Begin Data for processing

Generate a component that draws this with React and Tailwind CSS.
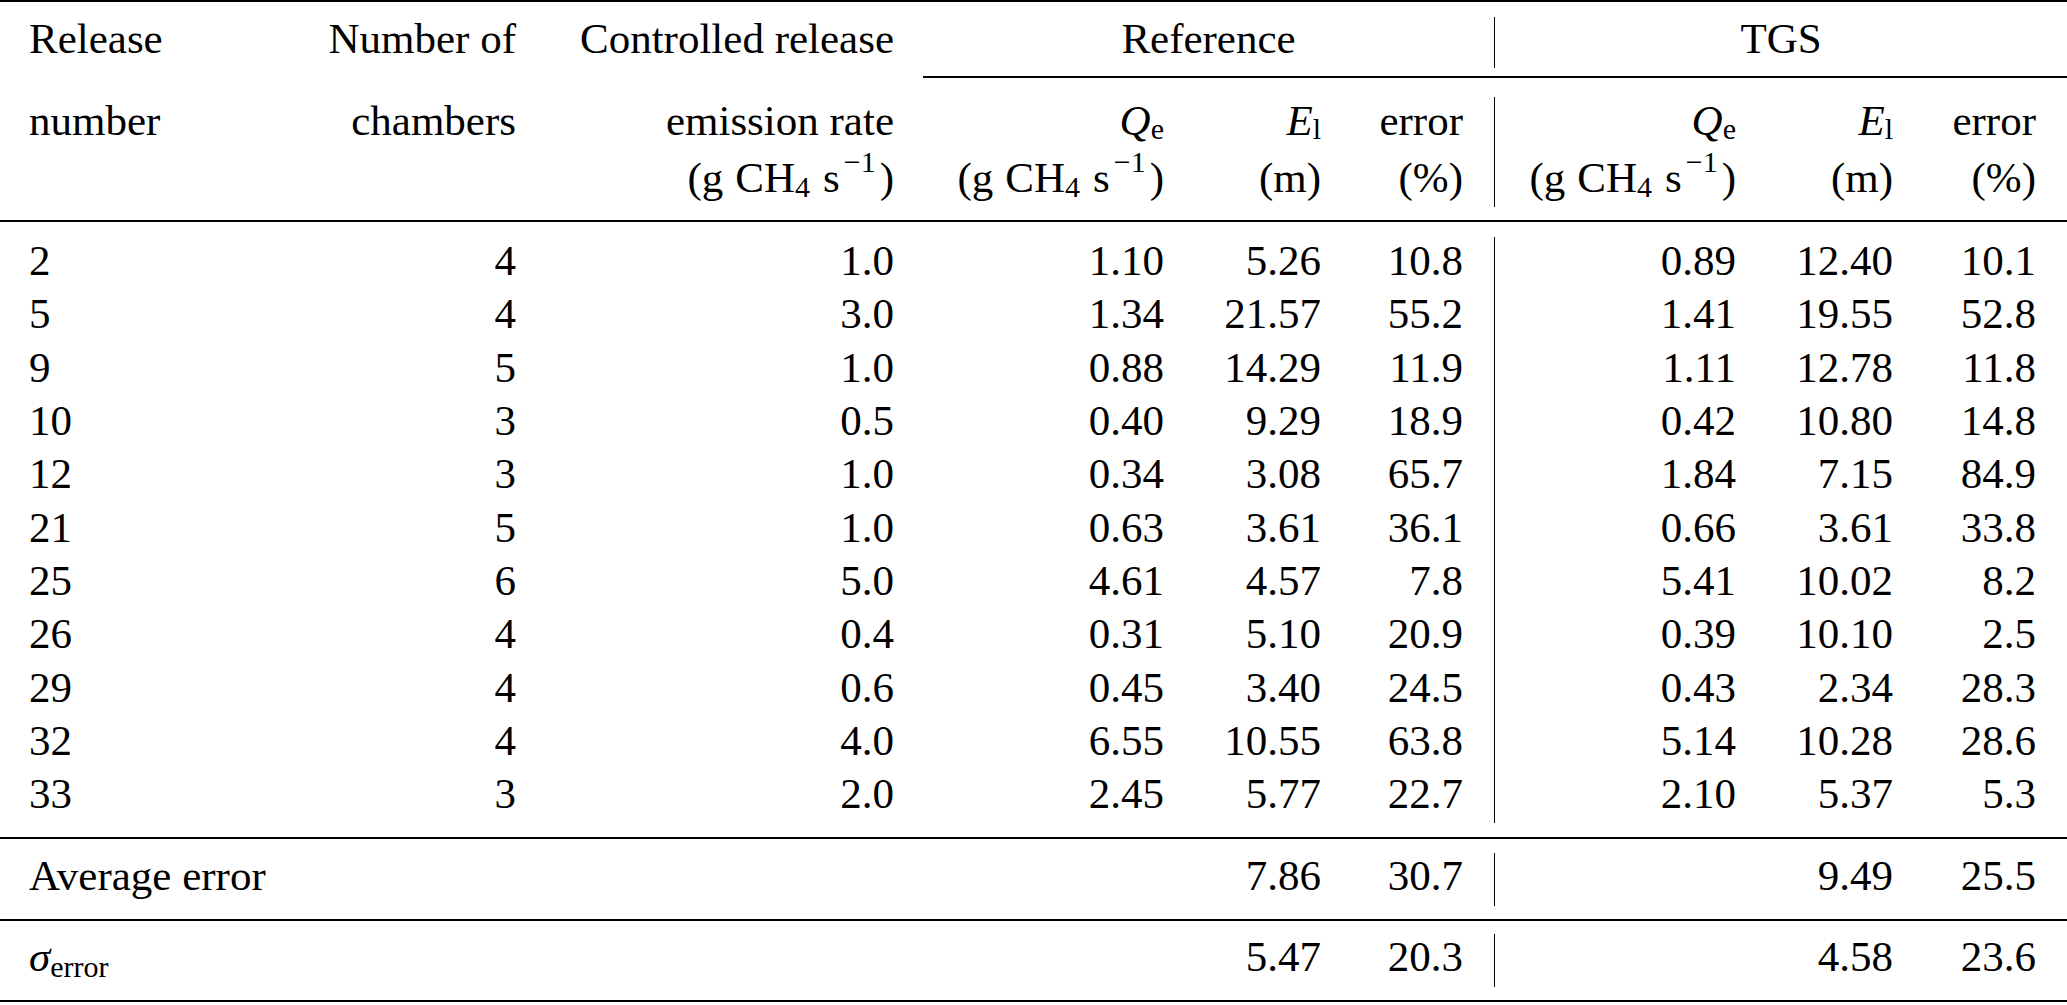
import React from 'react'

const serif = "font-['Liberation_Serif','Times_New_Roman',serif]"

const rows = [
  ['2', '4', '1.0', '1.10', '5.26', '10.8', '0.89', '12.40', '10.1'],
  ['5', '4', '3.0', '1.34', '21.57', '55.2', '1.41', '19.55', '52.8'],
  ['9', '5', '1.0', '0.88', '14.29', '11.9', '1.11', '12.78', '11.8'],
  ['10', '3', '0.5', '0.40', '9.29', '18.9', '0.42', '10.80', '14.8'],
  ['12', '3', '1.0', '0.34', '3.08', '65.7', '1.84', '7.15', '84.9'],
  ['21', '5', '1.0', '0.63', '3.61', '36.1', '0.66', '3.61', '33.8'],
  ['25', '6', '5.0', '4.61', '4.57', '7.8', '5.41', '10.02', '8.2'],
  ['26', '4', '0.4', '0.31', '5.10', '20.9', '0.39', '10.10', '2.5'],
  ['29', '4', '0.6', '0.45', '3.40', '24.5', '0.43', '2.34', '28.3'],
  ['32', '4', '4.0', '6.55', '10.55', '63.8', '5.14', '10.28', '28.6'],
  ['33', '3', '2.0', '2.45', '5.77', '22.7', '2.10', '5.37', '5.3'],
]

function Unit() {
  return (
    <span>
      (g<span className="ml-[12px]">CH</span>
      <span className="text-[30px] leading-[0] align-[-5px]">4</span>
      <span className="ml-[13px]">s</span>
      <span className="ml-[4px] text-[30px] leading-[0] align-[20px]">−1</span>
      <span className="ml-[4px]">)</span>
    </span>
  )
}

function Q() {
  return (
    <span>
      <i>Q</i>
      <span className="text-[30px] leading-[0] align-[-4px]">e</span>
    </span>
  )
}

function E() {
  return (
    <span>
      <i>E</i>
      <span className="text-[30px] leading-[0] align-[-4px]">l</span>
    </span>
  )
}

function Rule() {
  return (
    <tr>
      <td colSpan={10} className="p-0 h-[2px] bg-black" />
    </tr>
  )
}

function Divider({ top, height, rowSpan = 1 }) {
  return (
    <td rowSpan={rowSpan} className="p-0 align-top">
      <div className="w-px bg-black" style={{ marginTop: top, height }} />
    </td>
  )
}

const cell = 'p-0 align-top whitespace-nowrap text-right'

export default function App() {
  return (
    <div className="w-[2067px] bg-white">
      <table className={`w-[2067px] table-fixed border-collapse text-[43px] text-black ${serif}`}>
        <colgroup>
          <col className="w-[300px]" />
          <col className="w-[216px]" />
          <col className="w-[378px]" />
          <col className="w-[270px]" />
          <col className="w-[157px]" />
          <col className="w-[173px]" />
          <col className="w-[1px]" />
          <col className="w-[241px]" />
          <col className="w-[157px]" />
          <col className="w-[174px]" />
        </colgroup>
        <thead>
          <Rule />
          <tr className="leading-[46px]">
            <td className="p-0 pt-[14px] pb-[14px] pl-[29px] align-top whitespace-nowrap text-left">Release</td>
            <td className={`${cell} pt-[14px] pb-[14px]`}>Number of</td>
            <td className={`${cell} pt-[14px] pb-[14px]`}>Controlled release</td>
            <td colSpan={3} className="p-0 pt-[14px] pb-[14px] pl-[29px] align-top text-center">Reference</td>
            <Divider top={15} height={51} />
            <td colSpan={3} className="p-0 pt-[14px] pb-[14px] align-top text-center">TGS</td>
          </tr>
          <tr>
            <td colSpan={3} className="p-0 h-[2px]" />
            <td colSpan={7} className="p-0 h-[2px]">
              <div className="ml-[29px] h-[2px] bg-black" />
            </td>
          </tr>
          <tr className="leading-[57px]">
            <td className="p-0 pt-[14px] pb-[14px] pl-[29px] align-top text-left">number</td>
            <td className={`${cell} pt-[14px] pb-[14px]`}>chambers</td>
            <td className={`${cell} pt-[14px] pb-[14px]`}>
              emission rate
              <br />
              <Unit />
            </td>
            <td className={`${cell} pt-[14px] pb-[14px]`}>
              <Q />
              <br />
              <Unit />
            </td>
            <td className={`${cell} pt-[14px] pb-[14px]`}>
              <E />
              <br />
              (m)
            </td>
            <td className={`${cell} pt-[14px] pb-[14px] pr-[31px]`}>
              error
              <br />
              (%)
            </td>
            <Divider top={19} height={110} />
            <td className={`${cell} pt-[14px] pb-[14px]`}>
              <Q />
              <br />
              <Unit />
            </td>
            <td className={`${cell} pt-[14px] pb-[14px]`}>
              <E />
              <br />
              (m)
            </td>
            <td className={`${cell} pt-[14px] pb-[14px] pr-[31px]`}>
              error
              <br />
              (%)
            </td>
          </tr>
          <Rule />
        </thead>
        <tbody className="leading-[53.33px]">
          {rows.map((r, i) => {
            const pad = i === 0 ? 'pt-[12px]' : i === rows.length - 1 ? 'pb-[16px]' : ''
            return (
              <tr key={r[0]}>
                <td className={`p-0 pl-[29px] align-top text-left ${pad}`}>{r[0]}</td>
                <td className={`${cell} ${pad}`}>{r[1]}</td>
                <td className={`${cell} ${pad}`}>{r[2]}</td>
                <td className={`${cell} ${pad}`}>{r[3]}</td>
                <td className={`${cell} ${pad}`}>{r[4]}</td>
                <td className={`${cell} ${pad} pr-[31px]`}>{r[5]}</td>
                {i === 0 && <Divider top={15} height={586} rowSpan={rows.length} />}
                <td className={`${cell} ${pad}`}>{r[6]}</td>
                <td className={`${cell} ${pad}`}>{r[7]}</td>
                <td className={`${cell} ${pad} pr-[31px]`}>{r[8]}</td>
              </tr>
            )
          })}
          <Rule />
          <tr>
            <td colSpan={4} className="p-0 pt-[10px] pb-[17.5px] pl-[29px] align-top text-left">Average error</td>
            <td className={`${cell} pt-[10px] pb-[17.5px]`}>7.86</td>
            <td className={`${cell} pt-[10px] pb-[17.5px] pr-[31px]`}>30.7</td>
            <Divider top={14} height={53} />
            <td className={`${cell} pt-[10px] pb-[17.5px]`} />
            <td className={`${cell} pt-[10px] pb-[17.5px]`}>9.49</td>
            <td className={`${cell} pt-[10px] pb-[17.5px] pr-[31px]`}>25.5</td>
          </tr>
          <Rule />
          <tr>
            <td colSpan={4} className="p-0 pt-[9px] pb-[16.5px] pl-[29px] align-top text-left">
              <i>σ</i>
              <span className="text-[30px] leading-[0] align-[-6px]">error</span>
            </td>
            <td className={`${cell} pt-[9px] pb-[16.5px]`}>5.47</td>
            <td className={`${cell} pt-[9px] pb-[16.5px] pr-[31px]`}>20.3</td>
            <Divider top={13} height={53} />
            <td className={`${cell} pt-[9px] pb-[16.5px]`} />
            <td className={`${cell} pt-[9px] pb-[16.5px]`}>4.58</td>
            <td className={`${cell} pt-[9px] pb-[16.5px] pr-[31px]`}>23.6</td>
          </tr>
          <Rule />
        </tbody>
      </table>
    </div>
  )
}
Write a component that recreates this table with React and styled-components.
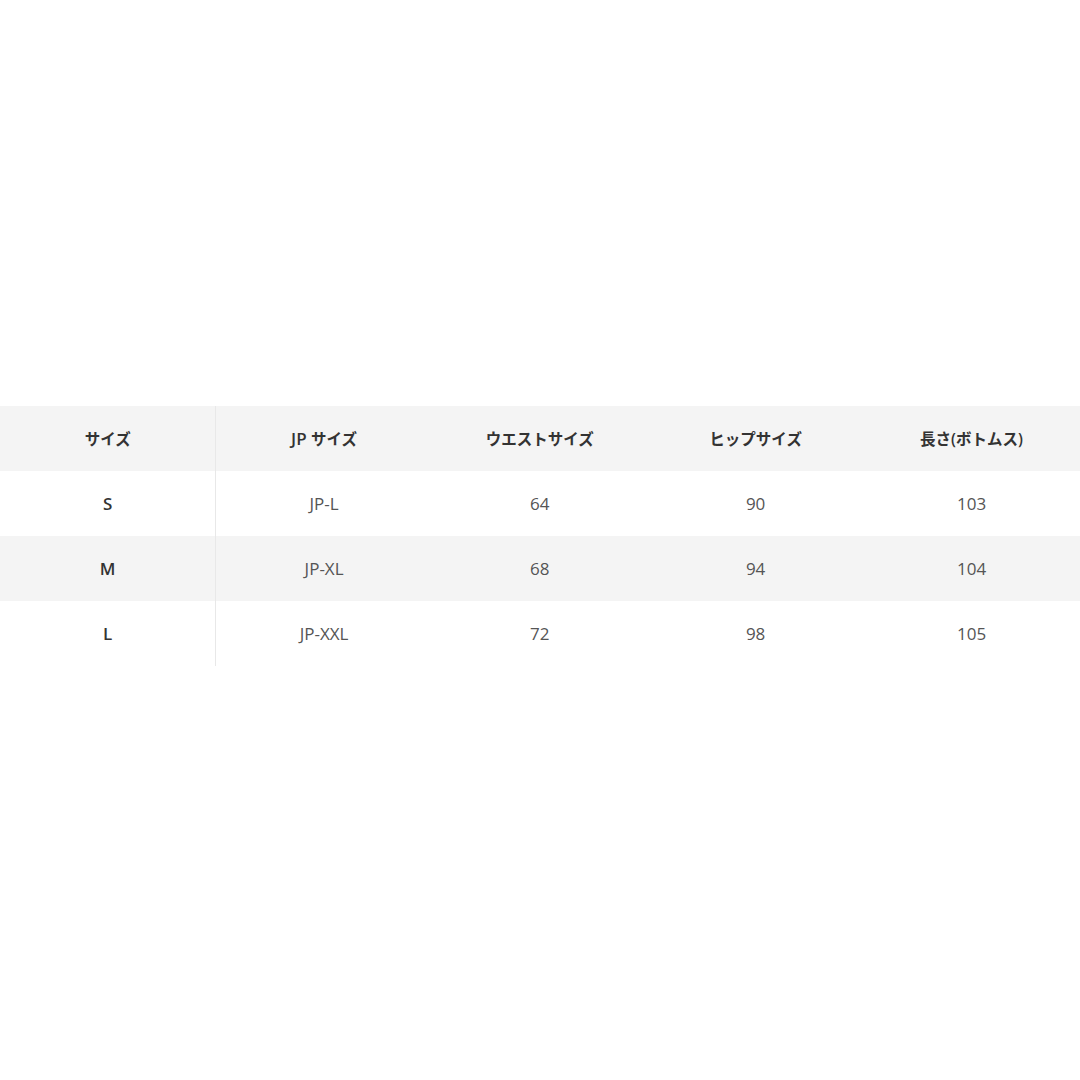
import React from "react";
import styled, { createGlobalStyle } from "styled-components";

const GlobalStyle = createGlobalStyle`
  html, body {
    margin: 0;
    padding: 0;
    background: #ffffff;
  }
  body {
    font-family: "Open Sans", "Noto Sans CJK JP", sans-serif;
  }
`;

const Page = styled.div`
  width: 1080px;
  height: 1080px;
  padding-top: 406px;
  box-sizing: border-box;
`;

const Table = styled.table`
  width: 1080px;
  border-collapse: collapse;
  table-layout: fixed;
`;

const Row = styled.tr`
  height: 65px;
  background: ${(p) => (p.$shaded ? "#f4f4f4" : "#ffffff")};
`;

const Cell = styled.td`
  text-align: center;
  vertical-align: middle;
  padding: 0;
  font-size: 17px;
  font-weight: ${(p) => (p.$bold ? 600 : 400)};
  color: ${(p) => (p.$bold ? "#333333" : "#555555")};
  border-right: ${(p) => (p.$divider ? "1px solid #e8e8e8" : "none")};
`;

// the Japanese glyphs sit smaller than the latin ones in the reference
const Kana = styled.span`
  font-size: 15.5px;
`;

const headers = [
  [<Kana key="a">サイズ</Kana>],
  ["JP ", <Kana key="a">サイズ</Kana>],
  [<Kana key="a">ウエストサイズ</Kana>],
  [<Kana key="a">ヒップサイズ</Kana>],
  [<Kana key="a">長さ(ボトムス)</Kana>],
];

const rows = [
  ["S", "JP-L", "64", "90", "103"],
  ["M", "JP-XL", "68", "94", "104"],
  ["L", "JP-XXL", "72", "98", "105"],
];

const App = () => {
  return (
    <Page>
      <GlobalStyle />
      <Table>
        <tbody>
          <Row $shaded>
            {headers.map((h, i) => (
              <Cell key={i} $bold $divider={i === 0}>
                {h}
              </Cell>
            ))}
          </Row>
          {rows.map((r, ri) => (
            <Row key={r[0]} $shaded={ri % 2 === 1}>
              {r.map((v, i) => (
                <Cell key={i} $bold={i === 0} $divider={i === 0}>
                  {v}
                </Cell>
              ))}
            </Row>
          ))}
        </tbody>
      </Table>
    </Page>
  );
};

export default App;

End Data for processing

Prompt>
Every line from the top of the material above through the line with "const cell = 'p-0" should be duplicated exactly, please; leave out the pictures.

Exercise response>
Generate a component that draws this with React and Tailwind CSS.
import React from 'react'

const serif = "font-['Liberation_Serif','Times_New_Roman',serif]"

const rows = [
  ['2', '4', '1.0', '1.10', '5.26', '10.8', '0.89', '12.40', '10.1'],
  ['5', '4', '3.0', '1.34', '21.57', '55.2', '1.41', '19.55', '52.8'],
  ['9', '5', '1.0', '0.88', '14.29', '11.9', '1.11', '12.78', '11.8'],
  ['10', '3', '0.5', '0.40', '9.29', '18.9', '0.42', '10.80', '14.8'],
  ['12', '3', '1.0', '0.34', '3.08', '65.7', '1.84', '7.15', '84.9'],
  ['21', '5', '1.0', '0.63', '3.61', '36.1', '0.66', '3.61', '33.8'],
  ['25', '6', '5.0', '4.61', '4.57', '7.8', '5.41', '10.02', '8.2'],
  ['26', '4', '0.4', '0.31', '5.10', '20.9', '0.39', '10.10', '2.5'],
  ['29', '4', '0.6', '0.45', '3.40', '24.5', '0.43', '2.34', '28.3'],
  ['32', '4', '4.0', '6.55', '10.55', '63.8', '5.14', '10.28', '28.6'],
  ['33', '3', '2.0', '2.45', '5.77', '22.7', '2.10', '5.37', '5.3'],
]

function Unit() {
  return (
    <span>
      (g<span className="ml-[12px]">CH</span>
      <span className="text-[30px] leading-[0] align-[-5px]">4</span>
      <span className="ml-[13px]">s</span>
      <span className="ml-[4px] text-[30px] leading-[0] align-[20px]">−1</span>
      <span className="ml-[4px]">)</span>
    </span>
  )
}

function Q() {
  return (
    <span>
      <i>Q</i>
      <span className="text-[30px] leading-[0] align-[-4px]">e</span>
    </span>
  )
}

function E() {
  return (
    <span>
      <i>E</i>
      <span className="text-[30px] leading-[0] align-[-4px]">l</span>
    </span>
  )
}

function Rule() {
  return (
    <tr>
      <td colSpan={10} className="p-0 h-[2px] bg-black" />
    </tr>
  )
}

function Divider({ top, height, rowSpan = 1 }) {
  return (
    <td rowSpan={rowSpan} className="p-0 align-top">
      <div className="w-px bg-black" style={{ marginTop: top, height }} />
    </td>
  )
}

const cell = 'p-0 align-top whitespace-nowrap text-right'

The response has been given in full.